>> START Recorded data

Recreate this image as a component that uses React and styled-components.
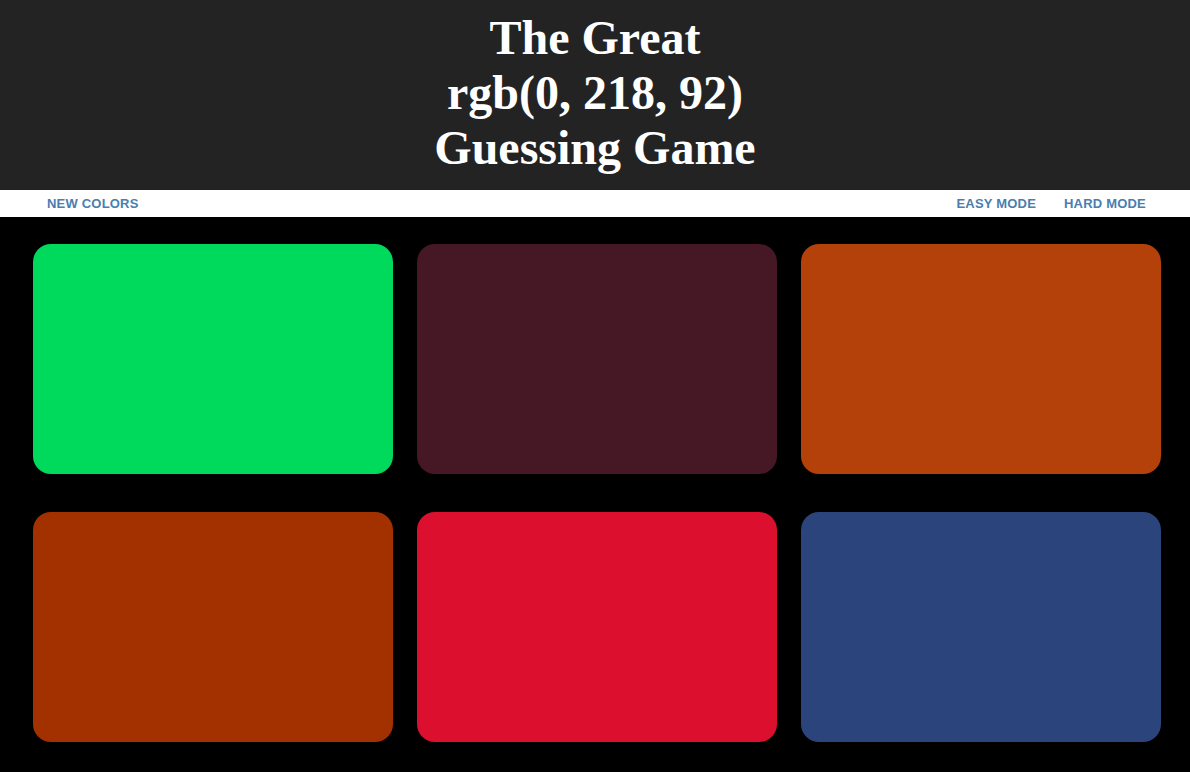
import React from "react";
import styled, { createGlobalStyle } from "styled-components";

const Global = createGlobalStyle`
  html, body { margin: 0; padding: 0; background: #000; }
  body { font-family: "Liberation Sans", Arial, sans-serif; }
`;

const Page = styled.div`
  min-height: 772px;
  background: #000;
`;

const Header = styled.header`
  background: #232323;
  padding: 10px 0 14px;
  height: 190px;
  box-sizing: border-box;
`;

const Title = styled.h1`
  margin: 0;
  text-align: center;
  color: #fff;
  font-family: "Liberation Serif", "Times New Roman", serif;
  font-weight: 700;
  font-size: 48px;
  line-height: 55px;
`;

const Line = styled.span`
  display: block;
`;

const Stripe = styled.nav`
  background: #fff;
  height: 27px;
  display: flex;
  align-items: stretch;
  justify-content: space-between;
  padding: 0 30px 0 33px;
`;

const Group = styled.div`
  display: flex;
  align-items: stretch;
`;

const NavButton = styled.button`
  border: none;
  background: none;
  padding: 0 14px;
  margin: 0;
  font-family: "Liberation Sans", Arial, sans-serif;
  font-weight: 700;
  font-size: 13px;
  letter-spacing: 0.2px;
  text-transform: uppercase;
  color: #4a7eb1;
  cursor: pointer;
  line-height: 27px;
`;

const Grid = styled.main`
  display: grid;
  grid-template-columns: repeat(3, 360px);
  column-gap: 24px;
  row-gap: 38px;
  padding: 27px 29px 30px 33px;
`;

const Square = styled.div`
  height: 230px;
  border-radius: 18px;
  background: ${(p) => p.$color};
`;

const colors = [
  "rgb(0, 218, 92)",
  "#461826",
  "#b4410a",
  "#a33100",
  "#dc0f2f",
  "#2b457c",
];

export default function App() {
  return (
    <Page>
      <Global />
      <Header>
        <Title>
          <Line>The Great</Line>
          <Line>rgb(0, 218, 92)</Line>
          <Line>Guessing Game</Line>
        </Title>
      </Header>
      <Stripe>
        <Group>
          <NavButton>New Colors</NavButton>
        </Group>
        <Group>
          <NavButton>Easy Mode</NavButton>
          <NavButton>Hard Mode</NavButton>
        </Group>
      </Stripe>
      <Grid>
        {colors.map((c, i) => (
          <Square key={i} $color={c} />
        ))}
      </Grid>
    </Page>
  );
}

>> END Recorded data

_Your goal_. Extract the full listing above verbatim; pictures are to be left out of the copy.

_Exercise output_.
Recreate this image as a component that uses React and styled-components.
import React from "react";
import styled, { createGlobalStyle } from "styled-components";

const Global = createGlobalStyle`
  html, body { margin: 0; padding: 0; background: #000; }
  body { font-family: "Liberation Sans", Arial, sans-serif; }
`;

const Page = styled.div`
  min-height: 772px;
  background: #000;
`;

const Header = styled.header`
  background: #232323;
  padding: 10px 0 14px;
  height: 190px;
  box-sizing: border-box;
`;

const Title = styled.h1`
  margin: 0;
  text-align: center;
  color: #fff;
  font-family: "Liberation Serif", "Times New Roman", serif;
  font-weight: 700;
  font-size: 48px;
  line-height: 55px;
`;

const Line = styled.span`
  display: block;
`;

const Stripe = styled.nav`
  background: #fff;
  height: 27px;
  display: flex;
  align-items: stretch;
  justify-content: space-between;
  padding: 0 30px 0 33px;
`;

const Group = styled.div`
  display: flex;
  align-items: stretch;
`;

const NavButton = styled.button`
  border: none;
  background: none;
  padding: 0 14px;
  margin: 0;
  font-family: "Liberation Sans", Arial, sans-serif;
  font-weight: 700;
  font-size: 13px;
  letter-spacing: 0.2px;
  text-transform: uppercase;
  color: #4a7eb1;
  cursor: pointer;
  line-height: 27px;
`;

const Grid = styled.main`
  display: grid;
  grid-template-columns: repeat(3, 360px);
  column-gap: 24px;
  row-gap: 38px;
  padding: 27px 29px 30px 33px;
`;

const Square = styled.div`
  height: 230px;
  border-radius: 18px;
  background: ${(p) => p.$color};
`;

const colors = [
  "rgb(0, 218, 92)",
  "#461826",
  "#b4410a",
  "#a33100",
  "#dc0f2f",
  "#2b457c",
];

export default function App() {
  return (
    <Page>
      <Global />
      <Header>
        <Title>
          <Line>The Great</Line>
          <Line>rgb(0, 218, 92)</Line>
          <Line>Guessing Game</Line>
        </Title>
      </Header>
      <Stripe>
        <Group>
          <NavButton>New Colors</NavButton>
        </Group>
        <Group>
          <NavButton>Easy Mode</NavButton>
          <NavButton>Hard Mode</NavButton>
        </Group>
      </Stripe>
      <Grid>
        {colors.map((c, i) => (
          <Square key={i} $color={c} />
        ))}
      </Grid>
    </Page>
  );
}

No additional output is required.